# Help me choose. 560 ti vs HD 7850



## darkrider99 (Jun 28, 2012)

I am considering the following models. In a dilemma of which one to chose.

MSI GTX 560 ti Twin Frozr II 1 or 2 GB    somehwere around 17,000/-
EVGA GTX 560 ti Superclocked 1 GB       16,885/- 

Sapphire HD 7850 2GB  16,650/- 
MSI R7850 Power Edition 2GB   17,600/-

Nvidia 560 ti because....well its Nvidia. CUDA,PhysX and better video encoding. 

HD 7850 because its a newer model with a different and updated architecture. 

OR should i just wait for Nvidia 660 ti, can we hope the price will be aroung 15-18K ??


----------



## ico (Jun 28, 2012)

HD 7850 over GTX 560 Ti anyday. HD 7850 is faster in every game. Uses half the power. HD 7850 is also faster in compute using OpenCL. So, GTX 560 Ti having CUDA doesn't make much sense when it is overall slow in compute. HD 7850 is infact close to GTX 680 in compute and HD 7870 is faster than GTX 680 in compute. PhysX is a gimmick - only ~4 games use it.

Compared to GTX 560 Ti, HD 7850 has better video encoding.

Difference between GTX 460/HD 6870 video encoding quality. GTX 560 pretty same architecture of GTX 460.



Spoiler



*images.anandtech.com/reviews/cpu/intel/sandybridge/review/quicksync/quantumofsolace/gtx460.jpg
*images.anandtech.com/reviews/cpu/intel/sandybridge/review/quicksync/darkknight/gtx460.jpg



GTX 460.



Spoiler



*images.anandtech.com/reviews/cpu/intel/sandybridge/review/quicksync/quantumofsolace/6870.jpg
*images.anandtech.com/reviews/cpu/intel/sandybridge/review/quicksync/darkknight/6870.jpg



HD 6870.

You can wait for GTX 660 if you want to. But even if it is launched within two weeks, it will take a month to get in India. It has a dedicated video encoder which is good. BUT if you have a Sandy Bridge/Ivy Bridge PC, it is of no use.


----------



## IndianRambo (Jun 28, 2012)

darkrider99 said:


> MSI R7850 Power Edition 2GB   17,600/-


where is it available at that price


----------



## darkrider99 (Jun 28, 2012)

Thanks for the info, i think i might go for MSI R7850. If you have any other suggestions in the same price range, let me know.


----------



## ico (Jun 28, 2012)

GIGABYTE GV-R785OC-2GD i.e. HD 7850 @ 975 Mhz is available here for 15.5K.

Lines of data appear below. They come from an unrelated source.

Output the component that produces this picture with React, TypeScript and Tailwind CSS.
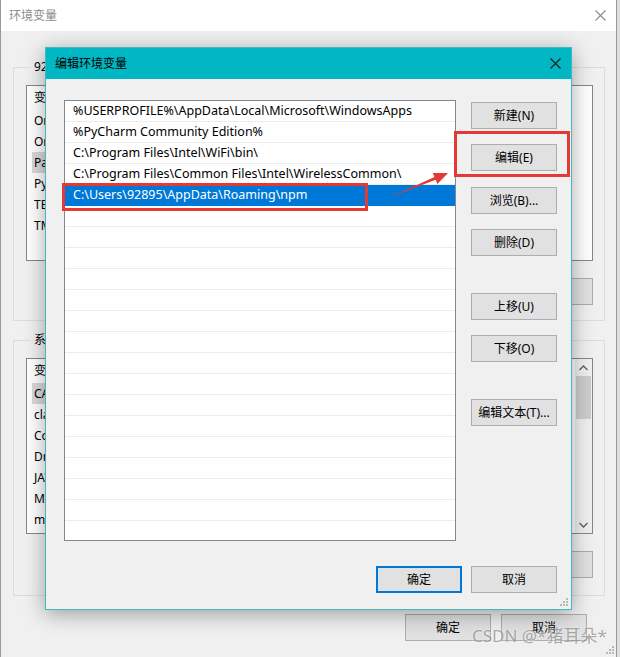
import React from 'react';

const font = "font-['Noto_Sans','Noto_Sans_CJK_SC',sans-serif]";

const editPaths = [
    '%USERPROFILE%\\AppData\\Local\\Microsoft\\WindowsApps',
    '%PyCharm Community Edition%',
    'C:\\Program Files\\Intel\\WiFi\\bin\\',
    'C:\\Program Files\\Common Files\\Intel\\WirelessCommon\\',
    'C:\\Users\\92895\\AppData\\Roaming\\npm',
];

const userVars = ['OneDrive', 'OneDriveConsumer', 'Path', 'PyCharm Community Edition', 'TEMP', 'TMP'];
const sysVars = ['CATALINA_HOME', 'classpath', 'ComSpec', 'DriverData', 'JAVA_HOME', 'MAVEN_HOME', 'modulepath'];

function CloseIcon({ color }: { color: string }) {
    return (
        <svg width="11" height="11" viewBox="0 0 11 11">
            <path d="M0.5 0.5 L10.5 10.5 M10.5 0.5 L0.5 10.5" stroke={color} strokeWidth="1.1" fill="none" />
        </svg>
    );
}

function Grip() {
    return (
        <svg width="8" height="8" viewBox="0 0 8 8">
            <rect x="6" y="0" width="2" height="2" fill="#b8b8b8" />
            <rect x="3" y="3" width="2" height="2" fill="#b8b8b8" />
            <rect x="6" y="3" width="2" height="2" fill="#b8b8b8" />
            <rect x="0" y="6" width="2" height="2" fill="#b8b8b8" />
            <rect x="3" y="6" width="2" height="2" fill="#b8b8b8" />
            <rect x="6" y="6" width="2" height="2" fill="#b8b8b8" />
        </svg>
    );
}

function WinButton({ label, primary = false, className = '' }: { label: string; primary?: boolean; className?: string }) {
    return (
        <div
            className={`flex h-[27px] w-[86px] shrink-0 items-center justify-center bg-[#e1e1e1] text-[12px] text-black ${
                primary ? 'border-2 border-[#0078d7]' : 'border border-[#adadad]'
            } ${className}`}
        >
            {label}
        </div>
    );
}

function VarList({ items, selected, scroll }: { items: string[]; selected: number; scroll?: boolean }) {
    return (
        <div className="flex h-[176px] border border-[#828790] bg-white">
            <div className="flex-1 overflow-hidden">
                <div className="flex h-[24px] items-center pl-[7px] text-[12px] text-black">
                    <span className="w-[200px]">变量</span>
                    <span>值</span>
                </div>
                {items.map((v, i) => (
                    <div key={v} className="flex h-[21px] items-center px-[5px] text-[12px] text-black">
                        <div className={`flex h-full w-[230px] items-center pl-[2px] ${i === selected ? 'bg-[#d9d9d9]' : ''}`}>{v}</div>
                    </div>
                ))}
            </div>
            {scroll && (
                <div className="flex w-[17px] flex-col items-center bg-[#f0f0f0]">
                    <div className="flex h-[17px] items-center justify-center">
                        <svg width="9" height="6" viewBox="0 0 9 6"><path d="M0.5 5 L4.5 1 L8.5 5" stroke="#606060" strokeWidth="1.3" fill="none" /></svg>
                    </div>
                    <div className="h-[43px] w-[15px] bg-[#cdcdcd]" />
                    <div className="flex-1" />
                    <div className="flex h-[17px] items-center justify-center">
                        <svg width="9" height="6" viewBox="0 0 9 6"><path d="M0.5 1 L4.5 5 L8.5 1" stroke="#606060" strokeWidth="1.3" fill="none" /></svg>
                    </div>
                </div>
            )}
        </div>
    );
}

function GroupBox({ title, children, className = '' }: { title: string; children: React.ReactNode; className?: string }) {
    return (
        <fieldset className={`border border-[#dcdcdc] pl-[12px] pr-[11px] ${className}`}>
            <legend className="ml-[4px] px-[4px] text-[12px] leading-[16px] text-black">{title}</legend>
            {children}
        </fieldset>
    );
}

function EditDialog() {
    return (
        <div className="absolute left-[45px] top-[47px] flex h-[563px] w-[527px] flex-col border border-[#3fb9c3] bg-[#f0f0f0] shadow-[0_4px_20px_rgba(0,0,0,0.35)]">
            <div className="flex h-[31px] shrink-0 items-center justify-between bg-[#00b7c3] pl-[9px] pr-[10px] text-[12px] text-black">
                <span>编辑环境变量</span>
                <CloseIcon color="#1a1a1a" />
            </div>
            <div className="relative flex flex-1 flex-col pl-[18px] pr-[14px] pt-[21px]">
                <div className="flex gap-[15px]">
                    <div className="h-[441px] w-[392px] overflow-hidden border border-[#828790] bg-white">
                        {Array.from({ length: 21 }).map((_, i) => {
                            const text = editPaths[i];
                            const sel = i === 4;
                            return (
                                <div
                                    key={i}
                                    className={`flex h-[21px] items-center border-b pl-[8px] text-[12.5px] ${
                                        sel ? 'border-[#0078d7] bg-[#0078d7] text-white' : 'border-[#ececec] text-black'
                                    }`}
                                >
                                    {text}
                                </div>
                            );
                        })}
                    </div>
                    <div className="flex flex-col">
                        <WinButton label="新建(N)" className="mt-[2px]" />
                        <WinButton label="编辑(E)" className="mt-[15px]" />
                        <WinButton label="浏览(B)..." className="mt-[16px]" />
                        <WinButton label="删除(D)" className="mt-[15px]" />
                        <WinButton label="上移(U)" className="mt-[37px]" />
                        <WinButton label="下移(O)" className="mt-[15px]" />
                        <WinButton label="编辑文本(T)..." className="mt-[37px]" />
                    </div>
                </div>
                <div className="mt-[25px] flex justify-end gap-[9px]">
                    <WinButton label="确定" primary />
                    <WinButton label="取消" />
                </div>
                <div className="absolute bottom-[3px] right-[3px] flex">
                    <Grip />
                </div>
            </div>
        </div>
    );
}

export default function App() {
    return (
        <div className={`relative h-[657px] w-[620px] overflow-hidden bg-[#dedede] ${font}`}>
            {/* background window */}
            <div className="flex h-full w-[617px] flex-col border-l border-r border-[#9a9a9a] bg-[#f0f0f0]">
                <div className="flex h-[31px] shrink-0 items-center justify-between bg-white pl-[8px] pr-[10px] text-[12px] text-[#8c8c8c]">
                    <span>环境变量</span>
                    <CloseIcon color="#8c8c8c" />
                </div>
                <div className="flex flex-col pl-[12px] pr-[11px]">
                    <GroupBox title="92895 的用户变量(U)" className="mt-[28px] h-[262px]">
                        <div className="mt-[10px]">
                            <VarList items={userVars} selected={2} />
                        </div>
                        <div className="mt-[17px] flex justify-end gap-[9px]">
                            <WinButton label="新建(N)..." />
                            <WinButton label="编辑(E)..." />
                            <WinButton label="删除(D)" />
                        </div>
                    </GroupBox>
                    <GroupBox title="系统变量(S)" className="mt-[11px] h-[264px]">
                        <div className="mt-[10px]">
                            <VarList items={sysVars} selected={0} scroll />
                        </div>
                        <div className="mt-[17px] flex justify-end gap-[9px]">
                            <WinButton label="新建(W)..." />
                            <WinButton label="编辑(I)..." />
                            <WinButton label="删除(L)" />
                        </div>
                    </GroupBox>
                    <div className="mt-[18px] flex justify-end gap-[10px] pr-[18px]">
                        <WinButton label="确定" />
                        <WinButton label="取消" />
                    </div>
                </div>
                <div className="absolute bottom-[3px] right-[6px] flex">
                    <Grip />
                </div>
            </div>

            <EditDialog />

            {/* red annotations */}
            <div className="absolute left-[454px] top-[131px] h-[46px] w-[116px] border-[3px] border-[#e53935]" />
            <div className="absolute left-[62px] top-[183px] h-[28px] w-[306px] border-[3px] border-[#e53935]" />
            <svg className="absolute left-0 top-0" width="620" height="657" viewBox="0 0 620 657">
                <polygon points="388,198 434.5,177 432.8,172.9 448,173 437.4,183.9 435.7,179.8" fill="#e53935" />
            </svg>

            {/* watermark */}
            <div className="absolute left-[472px] top-[625px] text-[17px] leading-[22px] text-[rgba(100,100,100,0.55)] [text-shadow:0_0_2px_rgba(255,255,255,0.8)]">
                CSDN @*猪耳朵*
            </div>
        </div>
    );
}
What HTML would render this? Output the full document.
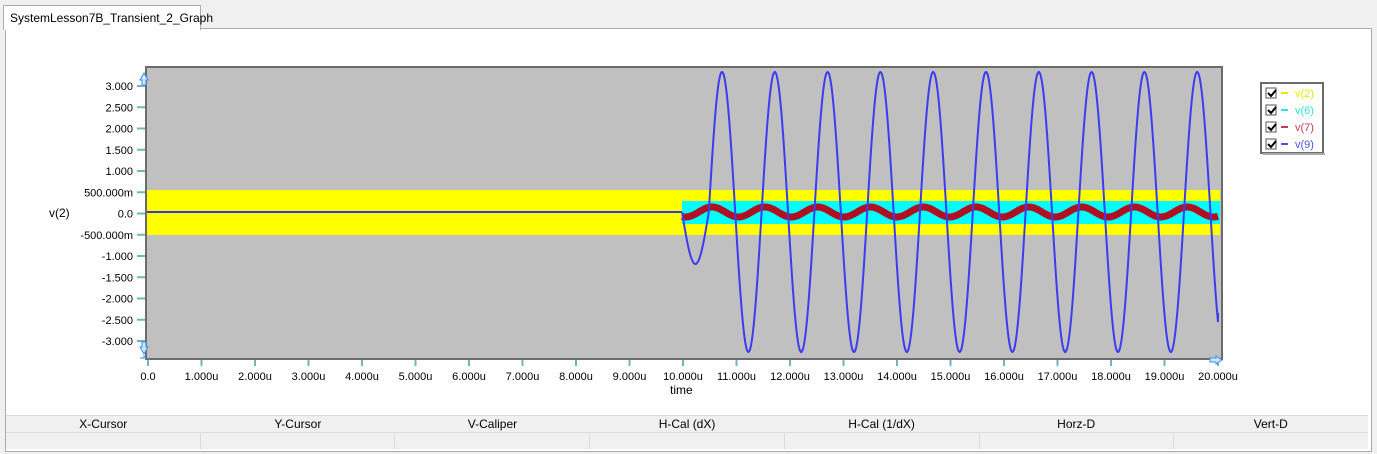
<!DOCTYPE html>
<html><head><meta charset="utf-8"><style>
body{margin:0;width:1377px;height:454px;background:#f0f0f0;position:relative;overflow:hidden;font-family:"Liberation Sans",Arial,sans-serif;}
.tab{position:absolute;left:3px;top:5px;width:196px;height:24px;background:#fff;border:1px solid #acacac;border-bottom:none;font-size:12px;line-height:24px;text-indent:6px;z-index:2}
.panel{position:absolute;left:5px;top:28px;width:1365px;height:422px;background:#fff;border:1px solid #acacac;}
.tbl{position:absolute;left:6px;top:415px;width:1362px;height:34px;font-size:12px;}
.hdr,.row{display:flex;height:16px;border-top:1px solid #dcdcdc;background:#f0f0f0}
.hdr div{flex:1;text-align:center;line-height:16px}
.row div{flex:1;border-right:1px solid #dcdcdc}
svg{position:absolute;left:0;top:0}
</style></head><body>
<div class="tab">SystemLesson7B_Transient_2_Graph</div>
<div class="panel"></div>
<svg width="1377" height="454" id="s" font-family="Liberation Sans, Arial, sans-serif" font-size="11">
<rect x="146" y="67" width="1076" height="292" fill="#c0c0c0" stroke="#6b6b6b" stroke-width="2"/>
<rect x="147" y="190" width="1073" height="45" fill="#ffff00"/>
<rect x="682" y="201" width="538" height="23" fill="#00ffff"/>
<line x1="147" y1="212" x2="682" y2="212" stroke="#3a3ad8" stroke-width="2"/>
<g id="ax"></g>
<polyline id="red" fill="none" stroke="#b01020" stroke-width="7"/>
<polyline id="blue" fill="none" stroke="#3c3cf0" stroke-width="2"/>
<text x="49" y="217" font-size="12">v(2)</text>
<text x="670" y="394" font-size="12">time</text>
<path d="M140 80 l4 -7 l4 7 h-2 v5 h-4 v-5z" fill="#cde6ff" stroke="#3c8ce6"/>
<path d="M140 347 l4 7 l4 -7 h-2 v-5 h-4 v5z" fill="#cde6ff" stroke="#3c8ce6"/>
<path d="M150 360 l-6 -4 v2 h-4" fill="none" stroke="#3c8ce6"/>
<path d="M1222 360 l-6 -4 v2 h-6 v4 h6 v2z" fill="#cde6ff" stroke="#3c8ce6"/>
<rect x="1261" y="83" width="62" height="70" fill="#fff" stroke="#6b6b6b" stroke-width="2"/>
<line x1="1263" y1="154" x2="1325" y2="154" stroke="#aaa" stroke-width="2"/>
<g id="lg" font-size="11"></g>
</svg>
<div class="tbl"><div class="hdr"><div>X-Cursor</div><div>Y-Cursor</div><div>V-Caliper</div><div>H-Cal (dX)</div><div>H-Cal (1/dX)</div><div>Horz-D</div><div>Vert-D</div></div>
<div class="row"><div></div><div></div><div></div><div></div><div></div><div></div><div style="border:none"></div></div></div>
<script>
var NS="http://www.w3.org/2000/svg",ax=document.getElementById('ax');
function el(t,a,txt){var e=document.createElementNS(NS,t);for(var k in a)e.setAttribute(k,a[k]);if(txt)e.textContent=txt;return e;}
var yl=["3.000","2.500","2.000","1.500","1.000","500.000m","0.0","-500.000m","-1.000","-1.500","-2.000","-2.500","-3.000"];
for(var i=0;i<13;i++){var y=86+i*21.25;ax.appendChild(el('line',{x1:137,y1:y,x2:145,y2:y,stroke:'#6cb8b8','stroke-width':2}));ax.appendChild(el('text',{x:133,y:y+4,'text-anchor':'end'},yl[i]));}
for(var i=0;i<=20;i++){var x=148+i*53.5;ax.appendChild(el('line',{x1:x,y1:360,x2:x,y2:366,stroke:'#6cb8b8','stroke-width':2}));var l=i==0?"0.0":i+".000u";ax.appendChild(el('text',{x:x,y:380,'text-anchor':'middle'},l));}
var P=52.8,w=2*Math.PI/P,b=[],r=[],x0=722-P/4;
for(var x=682;x<=1218;x+=0.5){var v;if(x<x0){v=-52*Math.sin(Math.PI*(x-682)/(x0-682));}else v=140*Math.cos(w*(x-722));b.push(x+","+(212-v).toFixed(1));}
b.push("1218,313");
for(var x=682;x<=1218;x+=1){r.push(x+","+(212-5*Math.cos(w*(x-712))).toFixed(1));}
document.getElementById('blue').setAttribute('points',b.join(' '));
document.getElementById('red').setAttribute('points',r.join(' '));
var lg=document.getElementById('lg'),cols=['#e8e800','#33e0e0','#c04050','#5050f0'],nm=['v(2)','v(6)','v(7)','v(9)'];
for(var i=0;i<4;i++){var y=88+i*17;lg.appendChild(el('rect',{x:1266,y:y,width:10,height:10,fill:'#fff',stroke:'#555'}));lg.appendChild(el('path',{d:'M1268 '+(y+5)+' l3 3 l5 -6',stroke:'#000','stroke-width':2,fill:'none'}));lg.appendChild(el('line',{x1:1281,y1:y+5,x2:1288,y2:y+5,stroke:cols[i],'stroke-width':2}));lg.appendChild(el('text',{x:1295,y:y+9,fill:cols[i]},nm[i]));}
</script>
</body></html>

*GV-R785OC-2GD GIGABYTE HD Experience Series*

Much more value-for-money than your prices.


----------



## darkrider99 (Jun 28, 2012)

as of now the site says its unavailable, and also i went through tons of reviews of 7850 and gigabyte has a lot of problems.


----------



## ico (Jun 28, 2012)

Dunno. Some people have it here. Apart from fan noise, they don't really have anything else to complain.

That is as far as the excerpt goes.